ValueNode: this abstract node represents a value. The rhs of an assignment is always a ValueNode. ValueNode is a super class of all of the following nodes.

LHSNode: this abstract node represents an L-value, which is an expression that can appear on the lhs of an assignment.
IDExprNode: this node represents evaluating a reference to an identifier. So, in the assignment x := y, the expression y is an IDExprNode. It turns out that x here is also an IDExprNode, since VarAssnNode also uses IDExprNode to represent the lhs variable being assigned to. This, however, is somewhat of a misuse of IDExprNode since IDExprNode represents evaluating an identifier and returning its value, whereas the lhs variable in an assignment is not being evaluated, it is being assigned to.
FxnCallNode: this node represents a function call.
DerefNode: this node represents a dereference of a pointer. So, in the assignment x := *y, the expression *y is a DerefNode, whose base field is an IDExprNode.
RecordAccessNode: this node represents the . operator. So, in the assignment x:= y.f, the expression y.f is a RecordAccesNode, whose base field is an IDExprNode, and whose id field is the string "f".
ArrayAccessNode: this node represents the [] operator. So, in the assignment x := y[5], the expression y[5] is an ArrayAccessNode, whose base field is an IDExprNode.
AllocNode: this represents a dynamic memory allocation. So, in the assignment x := new S, the expression new S is an AllocNode.
VarAddrNode: this node represents taking the address of a variable. So, in the assignment x := &y, the expression &y is a VarAddrNode whose target field is an IDExprNode.
NullLiteralNode: this node represents the value NULL.

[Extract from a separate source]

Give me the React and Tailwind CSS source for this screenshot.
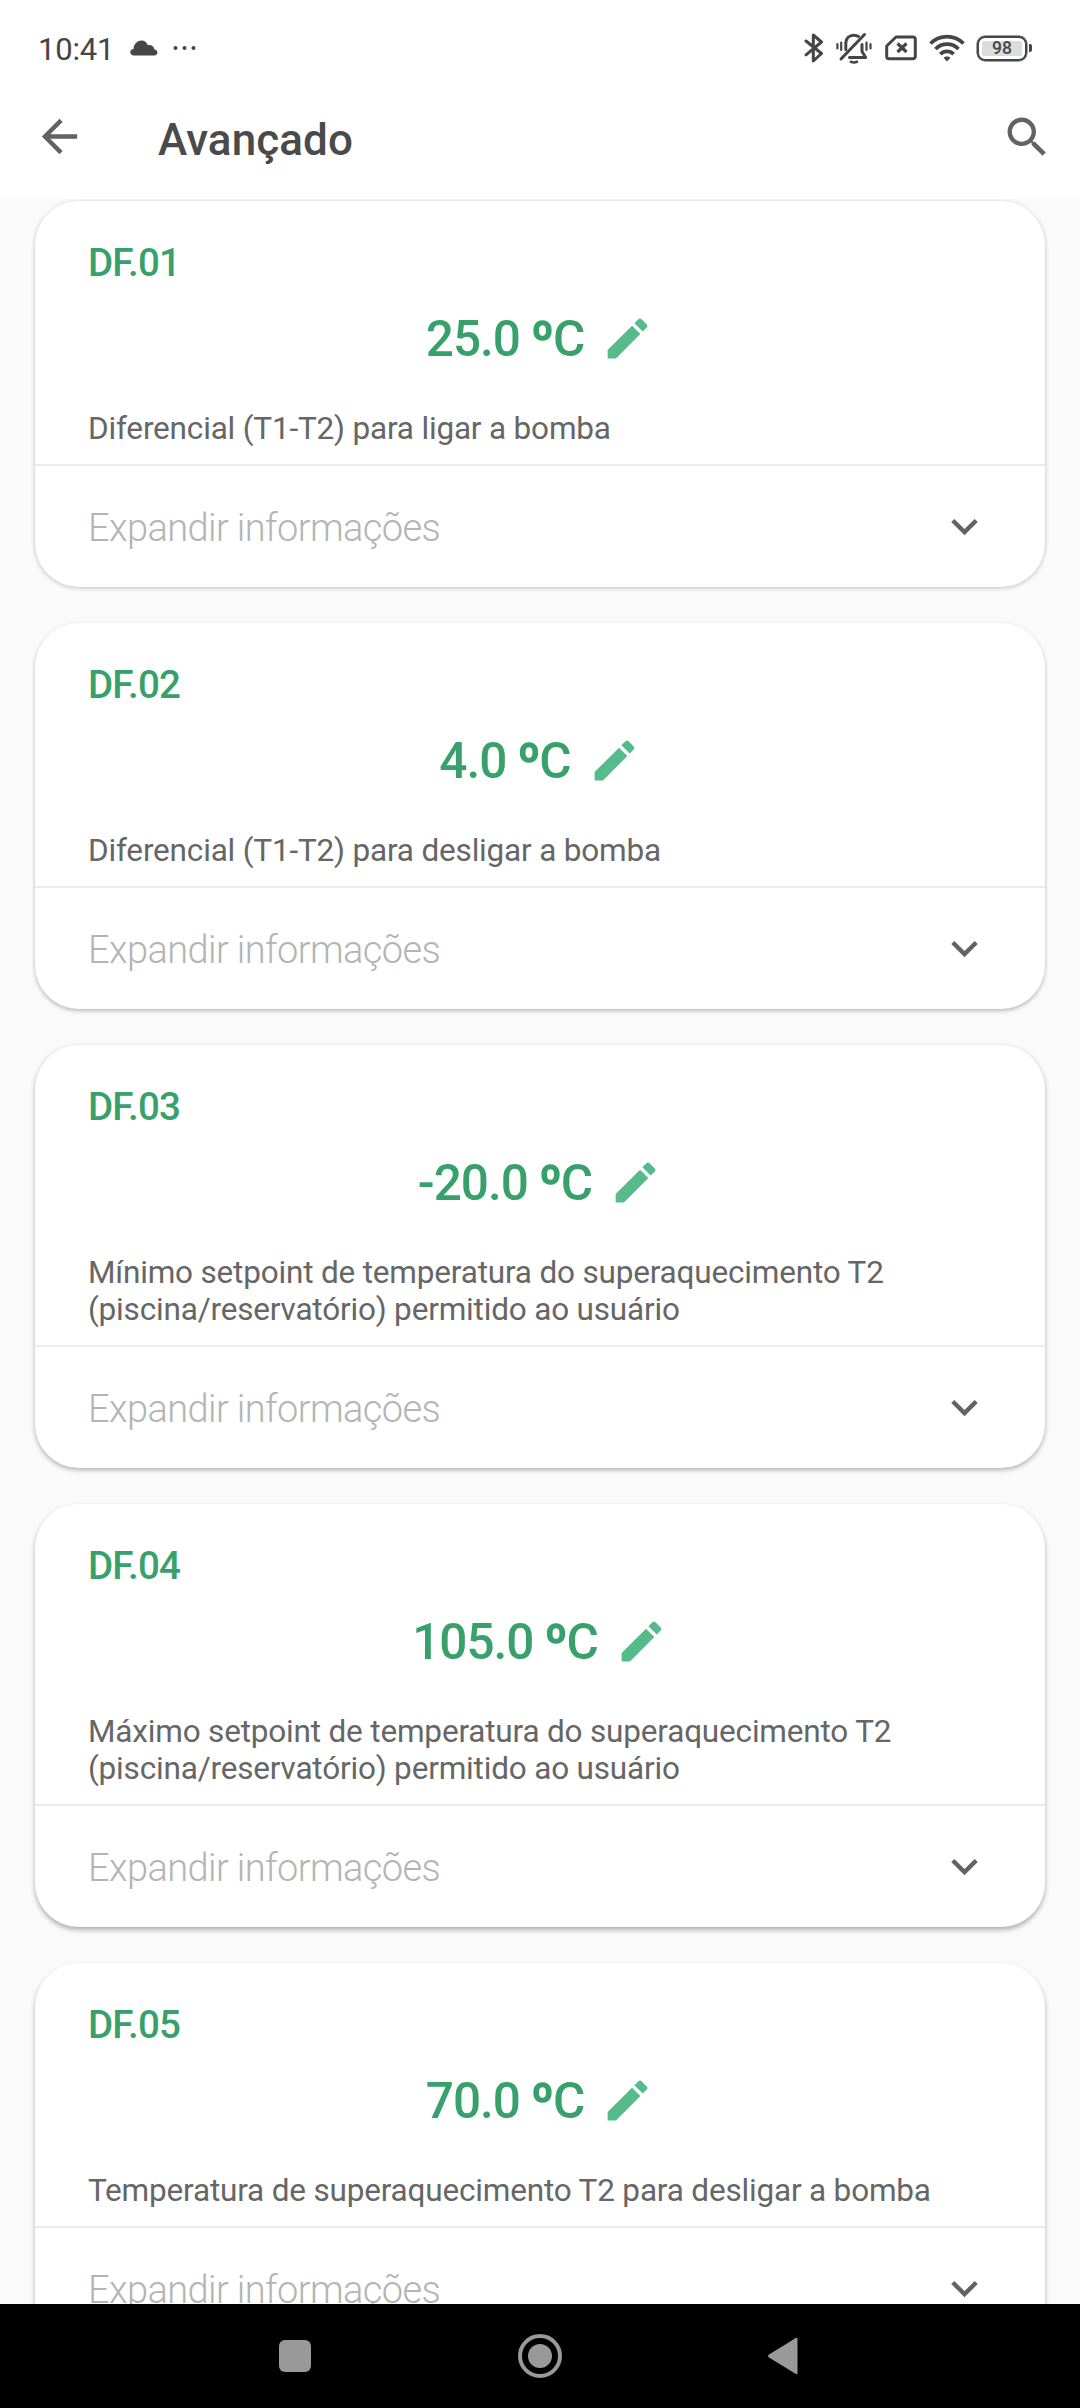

If you are ever confused by what a node is, you can always use print_string to see it's string representation, and basic_print_string to see what kind of object it is. So, for example, if have an IDExprNode that represents a reference to variable y, then if you call print_string on it, you will get "y", and if you call basic_print_string, you will get the some string that tells you, among other things, that you're looking at an IDExprNode.